On withholding information to accrue power:

The problem with not sharing information—for whatever reason—is that it rarely achieves the desired effect.
You may think you’re gaining an edge and consolidating power, but you’re actually breeding mistrust. In order to have power, you need to inspire loyalty rather than fear and suspicion. Withholding information is nothing more than a misplaced need to win.

How the author convinced an executive to start the coaching relationship:

As I told you, I can’t help you make more money. But I can get you to confront this question: Do you really want to have a funeral where you’re the featured attraction and the only attendees are people who came to make sure you’re dead?
Basically, that’s where you’re headed.

Some good realpolitik wisdom some people need to hear:

Criticizing the boss, no matter how ardently he or she tells you to “bring it on,” is rarely a great career move.

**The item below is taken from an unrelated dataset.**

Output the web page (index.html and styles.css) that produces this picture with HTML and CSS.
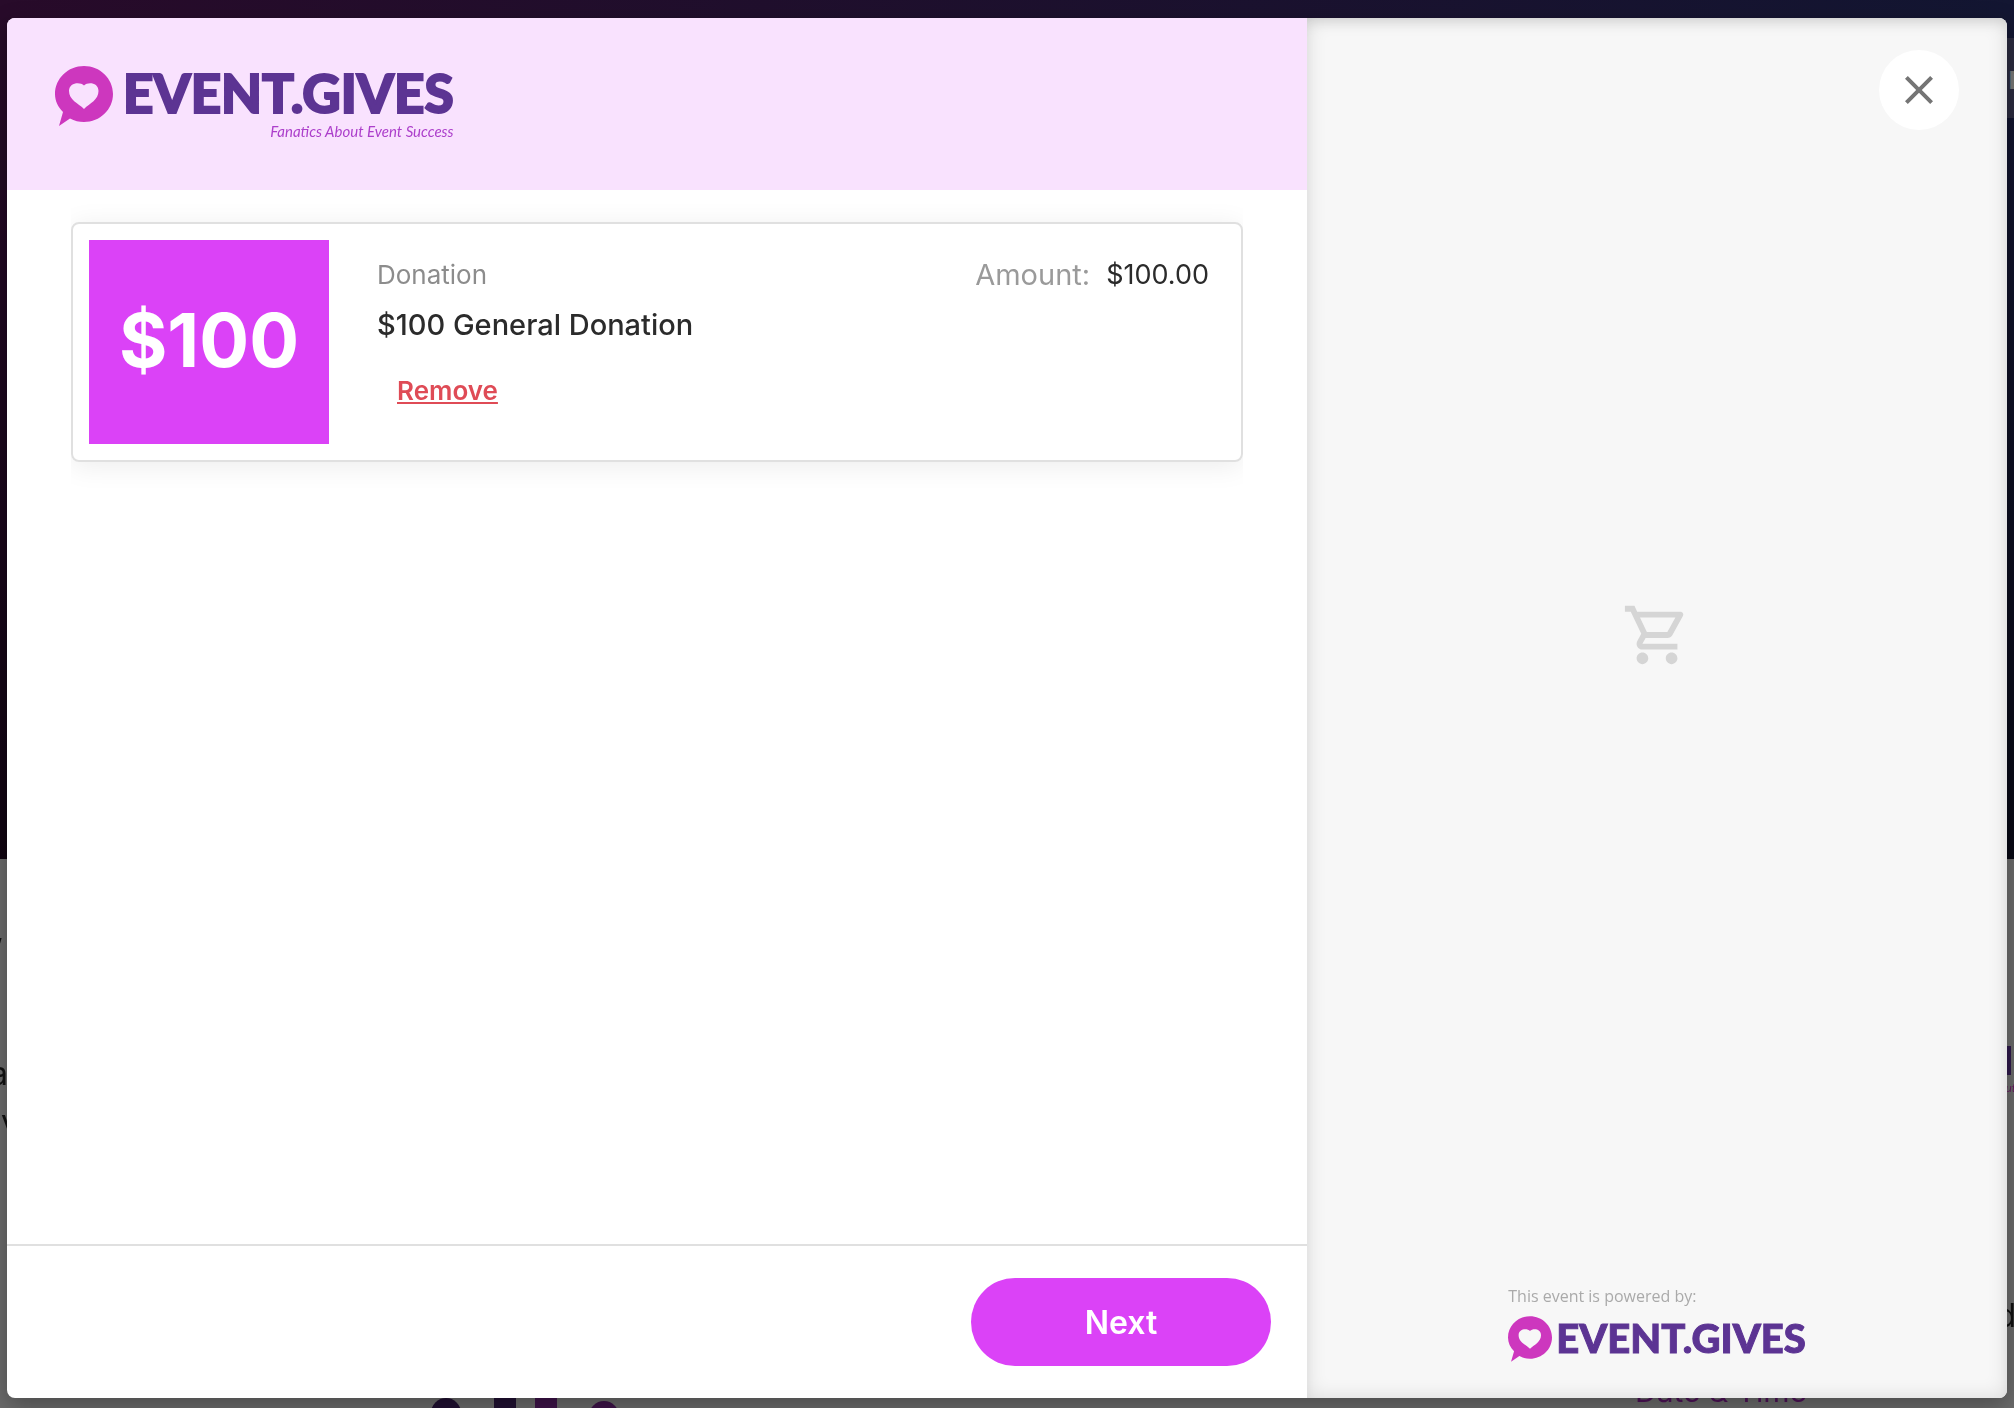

On the relativity of top performance:

I take great comfort in the fact that Michael Jordan, to many the best basketball player to ever play the game, was a mediocre baseball player in the minor leagues and, as a golfer, would have a tough time keeping up with at least twenty golfers who live within an 800 yard radius of my home in San Diego.

On personalizing your management to the people whom you manage:

By all means, do unto others as you would have them do unto you. But realize that it doesn’t apply in all instances in management. If you manage your people the way you’d want to be managed, you’re forgetting one thing: You’re not managing you.

Review

“What Got You Here Won’t Get You There” is perfect for successful people who like to improve.

Success can be successful people’s biggest enemy when it comes to improvement, as they believe that whatever they’ve done so far made successful, so they must keep it up.

What they don’t realize is that, at least for some behavior, they have been successful in spite of it.
And that there is always room for improvement.